All new relationships have hiccups; they are not all the plot of a novel however.

And, as far as the query goes, I keep skipping the first paragraph. The first sentence just kills my attention. I think it would be better if it were more concise.

St0n3henge said...

"If this were a freebie I'd read on."

This is valuable feedback. You're trying to sell the book, not give it away, so you need to get this to the point where we'd pay to read on.

You have a concept. That's good. But let's look at what that means.

Old school example: What is the plot of the original Super Mario Bros. game? (Guess my age.)

It may have a storyline now, but originally it did not. Mario, a plumber, must face a lot of strange dangers in a loopy world to rescue his true love, a princess, from a castle. Now that's a concept, but not a plot.

Did the game have a backdrop of craziness? You bet. Strange turtles, menacing flowers, gold coins and magic mushrooms were only a few of the zany goings-on.

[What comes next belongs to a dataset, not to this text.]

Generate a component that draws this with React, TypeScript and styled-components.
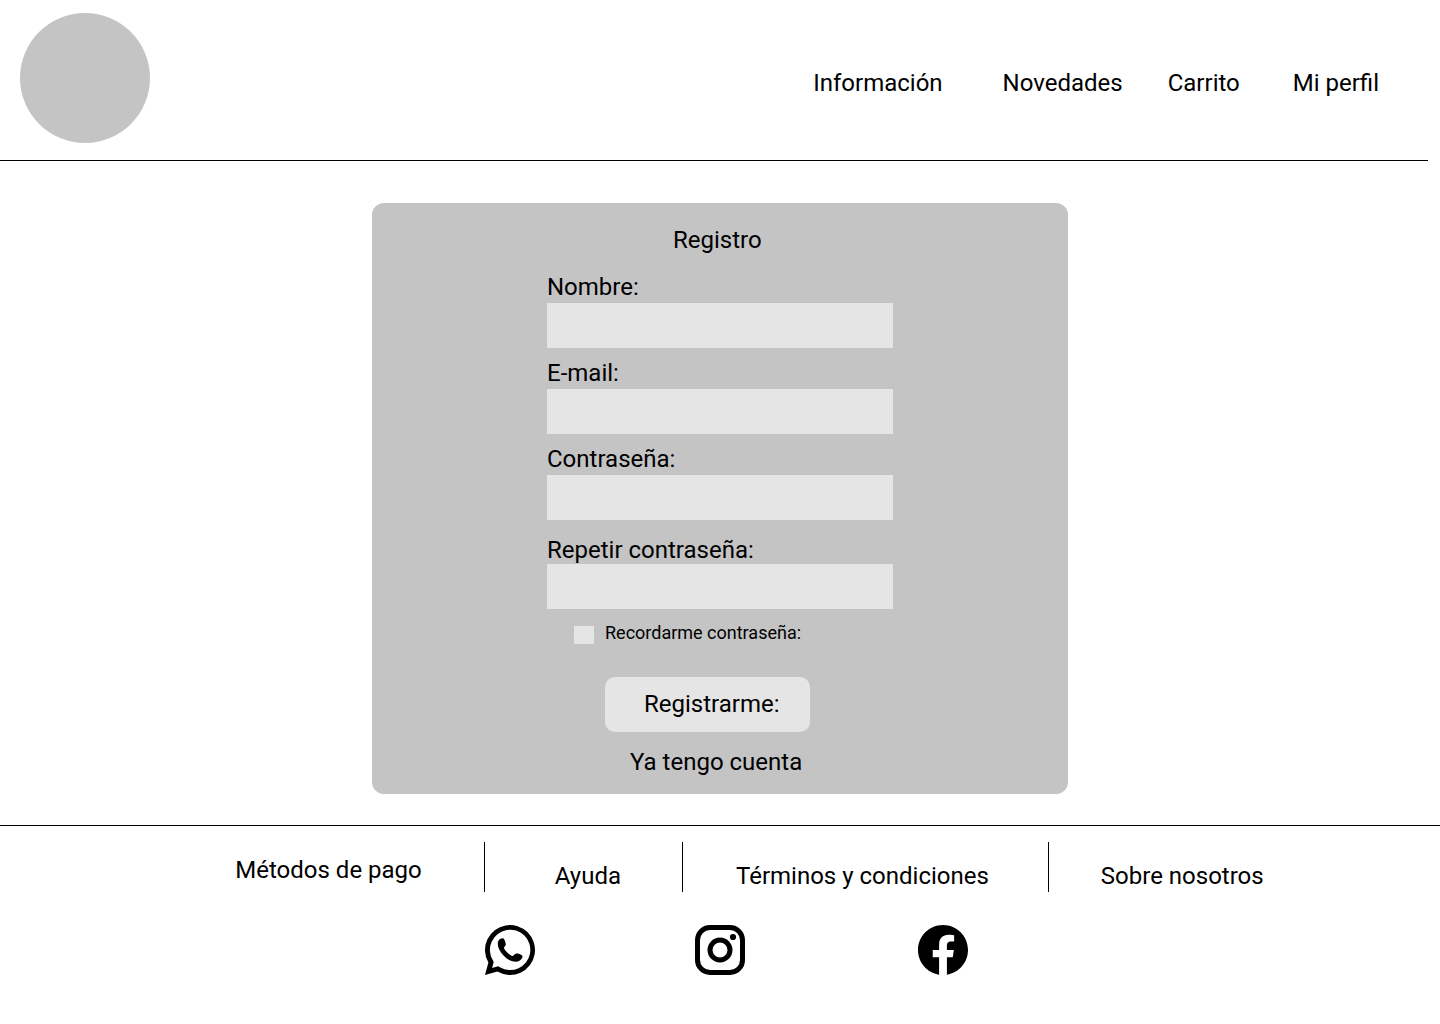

But still, a concept on a backdrop of craziness did not constitute a plot. It could certainly keep you entertained, but wasn't novel-ready.

If I was going to turn this into a kids' book or movie, I would use a simple storyline. Mario has to rescue his childhood sweetheart from the evil Bowser who has locked her in a castle. No one thinks he can do it because he's just a plumber. Obstacles include guard turtles and fireball flowers. At one point Mario becomes discouraged and almost gives up, but then he discovers how to turn into Super Mario and save the day.

For an adult movie or book I need more. For instance, I add: Mario's brother Luigi. He's an unemployed slacker who still lives with mom & dad. He has to help Mario and gets the chance to learn what he's capable of. I could also add a female character that likes Mario, but he only has eyes for his princess. And I could add an overarching story element such as a plot by Bowsers to take over the kingdom.

Do you see? We're asking, what are the "bones" of your story? What is the structure of your plot?

If, as I now suspect, you can't find it, then you probably don't have one. In that case, work on the ms.